• **WHAT IS BEING ASKED**: Copy each line in the data that includes the word "this".

• **RECORDS**:
——————————

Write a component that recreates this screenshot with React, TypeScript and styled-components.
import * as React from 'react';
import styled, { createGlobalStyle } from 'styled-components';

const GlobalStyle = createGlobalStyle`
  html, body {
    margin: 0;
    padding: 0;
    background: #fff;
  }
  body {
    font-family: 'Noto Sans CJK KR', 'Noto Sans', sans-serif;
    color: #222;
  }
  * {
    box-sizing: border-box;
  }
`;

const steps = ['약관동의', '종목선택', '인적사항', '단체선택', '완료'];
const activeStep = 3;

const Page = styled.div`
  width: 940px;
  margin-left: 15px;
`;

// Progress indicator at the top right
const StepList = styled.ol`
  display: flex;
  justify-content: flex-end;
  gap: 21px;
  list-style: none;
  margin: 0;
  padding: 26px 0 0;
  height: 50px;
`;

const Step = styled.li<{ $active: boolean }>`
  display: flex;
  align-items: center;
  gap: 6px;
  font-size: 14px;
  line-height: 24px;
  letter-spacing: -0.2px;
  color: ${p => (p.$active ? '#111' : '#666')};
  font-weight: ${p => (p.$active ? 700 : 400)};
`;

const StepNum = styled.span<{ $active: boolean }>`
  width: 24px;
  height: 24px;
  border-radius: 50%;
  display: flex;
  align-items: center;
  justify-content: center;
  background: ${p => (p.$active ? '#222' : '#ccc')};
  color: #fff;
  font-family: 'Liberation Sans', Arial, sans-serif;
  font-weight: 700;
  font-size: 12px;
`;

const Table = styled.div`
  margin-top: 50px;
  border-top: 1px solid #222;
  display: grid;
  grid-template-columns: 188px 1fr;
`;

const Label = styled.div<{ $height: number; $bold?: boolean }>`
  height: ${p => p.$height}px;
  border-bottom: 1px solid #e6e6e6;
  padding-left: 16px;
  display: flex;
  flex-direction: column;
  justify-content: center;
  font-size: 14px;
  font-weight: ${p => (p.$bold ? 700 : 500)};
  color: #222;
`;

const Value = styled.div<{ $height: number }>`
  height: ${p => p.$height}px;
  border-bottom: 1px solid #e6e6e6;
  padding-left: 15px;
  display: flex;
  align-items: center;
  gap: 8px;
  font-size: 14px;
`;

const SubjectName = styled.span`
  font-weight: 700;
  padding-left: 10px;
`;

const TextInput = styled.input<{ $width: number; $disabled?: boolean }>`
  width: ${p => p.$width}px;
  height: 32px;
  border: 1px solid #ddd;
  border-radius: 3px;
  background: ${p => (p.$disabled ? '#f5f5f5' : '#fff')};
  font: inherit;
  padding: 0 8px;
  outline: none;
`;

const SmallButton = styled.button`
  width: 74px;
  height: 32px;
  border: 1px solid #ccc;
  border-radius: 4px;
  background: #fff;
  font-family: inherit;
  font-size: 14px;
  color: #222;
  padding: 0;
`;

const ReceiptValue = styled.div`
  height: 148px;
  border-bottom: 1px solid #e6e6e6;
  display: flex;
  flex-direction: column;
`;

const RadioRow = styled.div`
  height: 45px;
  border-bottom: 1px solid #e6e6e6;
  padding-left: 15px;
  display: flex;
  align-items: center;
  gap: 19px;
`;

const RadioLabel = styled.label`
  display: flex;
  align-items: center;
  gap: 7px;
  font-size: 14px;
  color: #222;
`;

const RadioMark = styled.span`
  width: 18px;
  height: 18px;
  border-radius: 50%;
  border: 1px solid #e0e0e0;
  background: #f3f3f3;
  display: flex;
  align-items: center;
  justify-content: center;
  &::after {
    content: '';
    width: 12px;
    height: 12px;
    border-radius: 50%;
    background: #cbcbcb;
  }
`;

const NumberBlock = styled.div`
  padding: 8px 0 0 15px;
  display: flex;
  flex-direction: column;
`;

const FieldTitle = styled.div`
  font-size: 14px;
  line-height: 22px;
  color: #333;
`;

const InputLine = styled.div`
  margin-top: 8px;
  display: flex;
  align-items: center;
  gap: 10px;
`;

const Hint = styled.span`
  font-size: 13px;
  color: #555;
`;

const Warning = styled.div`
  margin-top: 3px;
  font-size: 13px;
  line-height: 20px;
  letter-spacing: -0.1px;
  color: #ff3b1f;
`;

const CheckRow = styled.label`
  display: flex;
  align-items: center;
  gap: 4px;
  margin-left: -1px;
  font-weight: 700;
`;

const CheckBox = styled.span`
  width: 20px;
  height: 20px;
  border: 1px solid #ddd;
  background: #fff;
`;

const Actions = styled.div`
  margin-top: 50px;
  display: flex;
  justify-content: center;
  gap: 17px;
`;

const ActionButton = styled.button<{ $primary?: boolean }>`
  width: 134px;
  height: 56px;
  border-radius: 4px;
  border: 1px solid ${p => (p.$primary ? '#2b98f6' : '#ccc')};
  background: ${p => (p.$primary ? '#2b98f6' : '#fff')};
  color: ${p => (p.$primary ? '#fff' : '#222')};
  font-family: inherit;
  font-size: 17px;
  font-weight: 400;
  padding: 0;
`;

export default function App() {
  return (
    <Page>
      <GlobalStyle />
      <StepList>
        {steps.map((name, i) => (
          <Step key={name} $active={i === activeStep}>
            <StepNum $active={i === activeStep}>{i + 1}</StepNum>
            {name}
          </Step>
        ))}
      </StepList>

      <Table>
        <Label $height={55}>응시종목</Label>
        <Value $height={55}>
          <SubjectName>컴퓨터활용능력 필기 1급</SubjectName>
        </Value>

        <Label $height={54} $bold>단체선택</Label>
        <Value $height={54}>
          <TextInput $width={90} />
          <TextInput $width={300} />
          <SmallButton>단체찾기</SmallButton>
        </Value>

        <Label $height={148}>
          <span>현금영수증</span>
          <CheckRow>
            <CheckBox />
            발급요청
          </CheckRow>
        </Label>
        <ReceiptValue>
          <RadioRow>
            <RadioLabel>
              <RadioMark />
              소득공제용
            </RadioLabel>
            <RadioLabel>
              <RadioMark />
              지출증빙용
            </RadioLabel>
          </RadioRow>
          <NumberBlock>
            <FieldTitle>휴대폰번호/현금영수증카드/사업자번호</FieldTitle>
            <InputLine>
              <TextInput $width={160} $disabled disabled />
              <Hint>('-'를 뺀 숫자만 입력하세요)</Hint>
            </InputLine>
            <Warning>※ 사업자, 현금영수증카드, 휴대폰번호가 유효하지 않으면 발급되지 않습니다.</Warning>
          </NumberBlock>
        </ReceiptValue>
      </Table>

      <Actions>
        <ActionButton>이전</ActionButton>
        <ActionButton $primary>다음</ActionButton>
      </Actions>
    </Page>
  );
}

——————————

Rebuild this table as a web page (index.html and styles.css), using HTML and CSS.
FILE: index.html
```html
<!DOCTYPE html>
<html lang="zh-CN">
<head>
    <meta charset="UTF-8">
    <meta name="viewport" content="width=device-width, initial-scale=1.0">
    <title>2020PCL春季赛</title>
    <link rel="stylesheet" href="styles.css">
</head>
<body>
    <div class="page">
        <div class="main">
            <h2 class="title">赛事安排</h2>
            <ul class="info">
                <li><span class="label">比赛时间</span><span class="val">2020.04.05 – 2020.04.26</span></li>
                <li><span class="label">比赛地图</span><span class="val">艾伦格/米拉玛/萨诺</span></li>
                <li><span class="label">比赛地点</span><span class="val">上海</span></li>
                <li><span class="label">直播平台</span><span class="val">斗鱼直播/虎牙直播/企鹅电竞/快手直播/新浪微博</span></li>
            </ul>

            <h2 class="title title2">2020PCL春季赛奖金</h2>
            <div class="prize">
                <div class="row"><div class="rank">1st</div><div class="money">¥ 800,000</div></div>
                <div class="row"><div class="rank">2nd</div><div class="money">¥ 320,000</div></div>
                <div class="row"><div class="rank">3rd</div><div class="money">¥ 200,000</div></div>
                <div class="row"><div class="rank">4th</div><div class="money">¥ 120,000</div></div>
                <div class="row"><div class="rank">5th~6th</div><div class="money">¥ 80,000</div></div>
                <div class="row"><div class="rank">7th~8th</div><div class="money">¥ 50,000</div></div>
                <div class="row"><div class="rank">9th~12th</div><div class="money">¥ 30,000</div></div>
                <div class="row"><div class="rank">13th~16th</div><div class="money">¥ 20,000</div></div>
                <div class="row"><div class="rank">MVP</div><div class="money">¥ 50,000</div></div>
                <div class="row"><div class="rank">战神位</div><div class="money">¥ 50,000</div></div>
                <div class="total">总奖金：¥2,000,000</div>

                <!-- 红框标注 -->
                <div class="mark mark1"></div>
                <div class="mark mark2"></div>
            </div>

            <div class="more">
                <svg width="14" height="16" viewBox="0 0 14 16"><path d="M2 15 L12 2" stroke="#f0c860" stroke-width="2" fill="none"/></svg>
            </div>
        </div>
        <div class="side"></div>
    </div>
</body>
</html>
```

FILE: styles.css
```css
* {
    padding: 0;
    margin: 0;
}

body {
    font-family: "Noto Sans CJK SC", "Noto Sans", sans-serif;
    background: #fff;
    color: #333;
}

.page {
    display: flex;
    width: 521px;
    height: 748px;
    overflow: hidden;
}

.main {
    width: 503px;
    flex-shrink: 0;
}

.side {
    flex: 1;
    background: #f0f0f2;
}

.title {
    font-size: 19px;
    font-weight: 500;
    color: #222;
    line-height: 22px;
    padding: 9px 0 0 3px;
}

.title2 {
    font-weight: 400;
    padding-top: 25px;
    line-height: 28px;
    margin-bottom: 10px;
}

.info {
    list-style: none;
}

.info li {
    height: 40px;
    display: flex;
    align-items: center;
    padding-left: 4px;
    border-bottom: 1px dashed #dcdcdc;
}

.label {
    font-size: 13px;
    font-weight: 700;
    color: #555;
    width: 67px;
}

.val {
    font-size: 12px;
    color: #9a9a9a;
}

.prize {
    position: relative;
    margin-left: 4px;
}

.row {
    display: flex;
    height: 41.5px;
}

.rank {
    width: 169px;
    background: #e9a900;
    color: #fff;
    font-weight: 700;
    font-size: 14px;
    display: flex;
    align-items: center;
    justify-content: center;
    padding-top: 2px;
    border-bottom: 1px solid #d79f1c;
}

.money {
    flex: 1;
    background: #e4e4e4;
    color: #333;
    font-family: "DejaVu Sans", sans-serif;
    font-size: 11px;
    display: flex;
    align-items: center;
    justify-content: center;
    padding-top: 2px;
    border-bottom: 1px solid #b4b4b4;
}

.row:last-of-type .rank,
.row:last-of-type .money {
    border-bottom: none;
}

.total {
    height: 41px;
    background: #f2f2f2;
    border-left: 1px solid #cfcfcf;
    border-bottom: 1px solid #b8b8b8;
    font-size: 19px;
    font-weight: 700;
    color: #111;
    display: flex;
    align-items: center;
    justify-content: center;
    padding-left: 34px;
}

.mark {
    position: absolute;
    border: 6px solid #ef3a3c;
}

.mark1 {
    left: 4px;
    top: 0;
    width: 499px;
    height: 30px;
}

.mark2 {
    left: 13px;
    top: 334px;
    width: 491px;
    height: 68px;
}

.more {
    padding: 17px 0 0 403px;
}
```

——————————

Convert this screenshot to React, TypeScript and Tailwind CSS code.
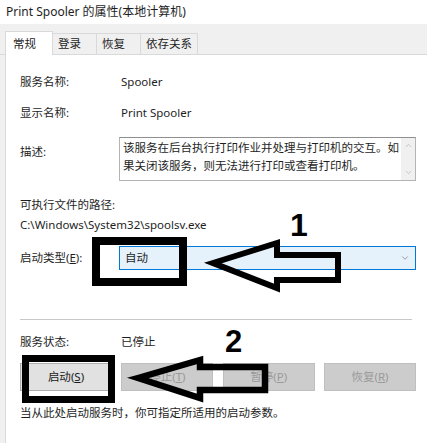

——————————

• **ANSWER IN FULL**:
Write a component that recreates this screenshot with React, TypeScript and styled-components.
Rebuild this table as a web page (index.html and styles.css), using HTML and CSS.
Convert this screenshot to React, TypeScript and Tailwind CSS code.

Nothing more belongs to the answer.